The thing that won me over, of course this decision could change overnight, is the speed. at 80MB/s writes which is what it is getting at this moment in time because it is copying movies, now remember this is from old Cloud to new Cloud. I have not tested straight writes from flash drive to cloud yet, so the speed could be higher because the old Cloud maxes out at about 80MB/s reads.

The 122MB/s reads from the New Cloud is definite since I copied the file from the cloud to my flash drive.

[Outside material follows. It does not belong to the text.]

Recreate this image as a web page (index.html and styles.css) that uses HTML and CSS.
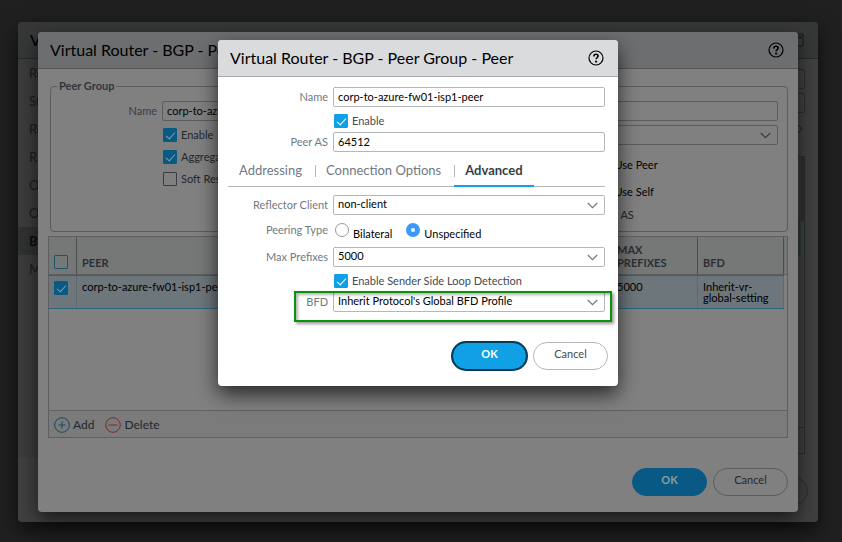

These are impressive speeds and matches the speed that you will get from a QNap drive. A QNap drive will set you back at $400 minimum with no hard drives, where-as this 8TB cloud is all inclusive NAS and hard drive in one small unit for about the same price as the raw WD 8TB red drives itself without a NAS.

Now the other thing that won me over was the fact that the services that we needed to turn off was left there by the WD programmers as though they knew that someone would go looking for them. They were the services that we needed to stop.

The other thing that I liked was the apps section, of which my old cloud didn’t have that, unless it was added recently in the latest firmware update. I have no idea whether there would be any apps that I would add, but it is nice to see it come to fruition since that dreaded OS3 upgrade that WD made us go through last year.

At this point in time, I am using my high speed gaming PC to copy all 3 clouds into 1, which should take a few days. I don’t expect any problems since everything is very familiar as even the setup took only a few minutes. Changed Admin to my user name, add my single share, turn on Cloud access and there it was, available in the cloud on my iPhone.

I like it. Same old footprint of a medium size book.

Ok… now I can delete my order for a QNap drive.

oh yeah… forgot to add, the 8TB drive is a wd80efzx which is a red 8tb helium filled 5400RPM drive.